A 39mm case on paper sounds perfect, but the lack of wide dive bezel makes for a cartoonishly large dial. To my eye, the negative space doesn’t appear designed; it just looks empty. The minimalist text isn’t restrained and efficient as much as it is dull. There’s too much of the fake-aged lume, this in a yellow hue that reminded me more of my worst chest colds than the creamy tritium of yesteryear. The larger dial even made the hands feel a little lost, whereas they work perfectly on the original 34mm model. The 39mm Black Bay case is of very high quality – as with all Tudor watches – but some polished surfaces would have nodded to the original. 

Tudor Ranger of 2022 Close Shot

This upsizing conundrum is by no means unique to the Tudor Ranger. There are quite a few watches that fall apart when blown up from their original smaller size to modern proportions. But this Ranger seemed particularly off the mark in person. This made me question the representation of the new Ranger on social media. Do we now see the world in that 2”x3” hyper sharp screen with its rich colors edited to perfection, with no real-world context by which to judge how the watch might actually feel in our lives? When faced with reality after consuming idealized virtuality, are we bound to be disappointed? 

We watch enthusiasts don’t tend to follow social media accounts that present watches with warts and all in pictures. We seek out images that excite and stimulate us, that validate our world view. That’s the core of the social media problem: it shows us what we want to see. I’m not blaming the accounts, as there is nothing wrong with wanting to post appealing images, or wanting to consume them.  But reality may bear little resemblance to the perfected virtual world of social media, and reality certainly can end up disappointing us. 

As regards the Tudor Ranger, I clearly had an authenticity problem on my hands.

Finding Character & Authenticity at The Vintage Shop

The 2022 Ranger left a funny taste in my mouth and I needed an horological rinse, so I visited a vintage dealer on Piccadilly Arcade, just opposite Burlington Arcade in Central London. This is my happy place where I get to handle vintage watches, which reliably possess character and by definition authenticity. Unsurprisingly, it was the vintage military watches that caught my eye, the real field watches, built for an actual purpose, drenched in actual history, possessing an actual story and not merely adopting an old (and arguably inapplicable) story, as the 2022 Ranger was.

One watch that I loved for its simple direct design and approach was the Smiths W10. Smiths is not a terribly important name in the watch collecting world, a British brand that disappeared in the 1970s, one that is better remembered for its gauges, dials and instruments for dashboards and cockpits. But Smiths made some great pieces, some with wonderful history. Sir Edmund Hillary and his co-climber Norgay even took a Smiths watch to the summit of Everest, though neither Rolex nor Tudor mention this lesser known fact, of course.

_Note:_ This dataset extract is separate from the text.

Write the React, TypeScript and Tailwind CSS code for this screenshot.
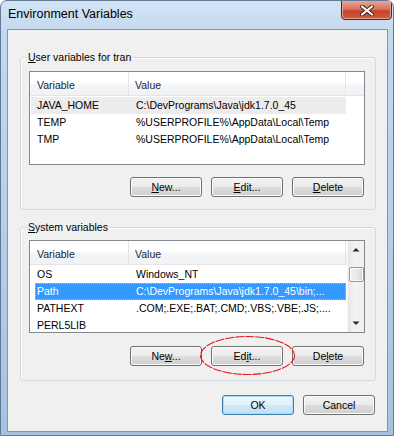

Smiths had been producing watches and instruments for the British Military of Defense (MOD) for decades when, in the mid 1960s, the MOD commissioned a new field watch for both ground soldiers and pilots from Smiths. The resulting W10 was actually marked 6B when supplied to the RAF, but collectors call it the W10 regardless. This commission was not only the last hurrah for the British watch industry; the W10 is broadly considered the last British watch of the 20th century.  

Originally produced with a round case from 1966 to 1970, a tonneau case shape later emerged. But thousands of the round W10s would end up on the wrist of servicemen through the 1960s and 70s, and eventually a small few made it to London’s vintage watch shops in the 21st century.

The Smiths W10 has all the hallmarks of a mid-century military field watch. As a mil-spec model, it is reminiscent of the IWC or JLC Mark XI which also filled these consignment contracts with the MOD. The W10’s dial is black and carries Arabic numerals, a circled T for tritium luminescent paint (the same as you’d find on a Rolex Mil Sub, for example), and like all MOD-issued watches the W10 carries the Broad Arrow on the dial and caseback. The Broad Arrow is a symbol used as far back as 1383 to mark barrels as British royal wine, and starting in the 18th century it became the symbol for property of the Board of Ordinance and King’s Navy, which was the precursor to the MOD. 

The W10’s case measures 35mm, is cut from a block of stainless steel and uses fixed spring bars to secure the strap, a true military-grade feature. The acrylic box crystal has bonafide vintage vibes. It runs on the Smiths cal. 604966E, a hand wound movement heavily inspired by the Jaeger LeCoultre caliber used in their Mark XI military watch, but, importantly, produced by Smiths in England. 

I picked one up for £1300 ($1569) which is right in the middle of the 2022 Tudor Ranger price bracket. The Smiths A10s are not all that rare, and a search on eBay will throw up about a dozen. Many are battered, however, so I suggest patience, as a clean example will eventually turn up.

The Feeling of Historical Authenticity Derived From Aesthetic Character

The Smiths W10 is the real deal, an actual military field watch loaded with character – not a recreation attempting to obtain character. The W10’s build quality isn’t quite up to modern specs, but it’s a solid-enough daily watch. There’s something about being able to rely on a vintage watch as a durable daily item that adds to the experience of authenticity.

There’s a deeper resonance when wearing a vintage tool watch that you just can’t get from a modern reissue. As the new owner, you become part of the history of that object, a custodian if you will. There is a sense you’re on a journey with fellow travelers who went before you, their lives leaving the markings and patina of their good and bad times. And now it’s your turn to leave the marks of your own adventures. Like setting foot on the stone steps of a medieval church, you’ll be left wondering who walked that path before you. 

This historical perspective is entirely absent from a new watch, even one styled to recreate an older watch – perhaps even more so with a recreation because we are conscious of the effort to recreate a history this object was not a part of. Few things feel as inauthentic as self-consciousness.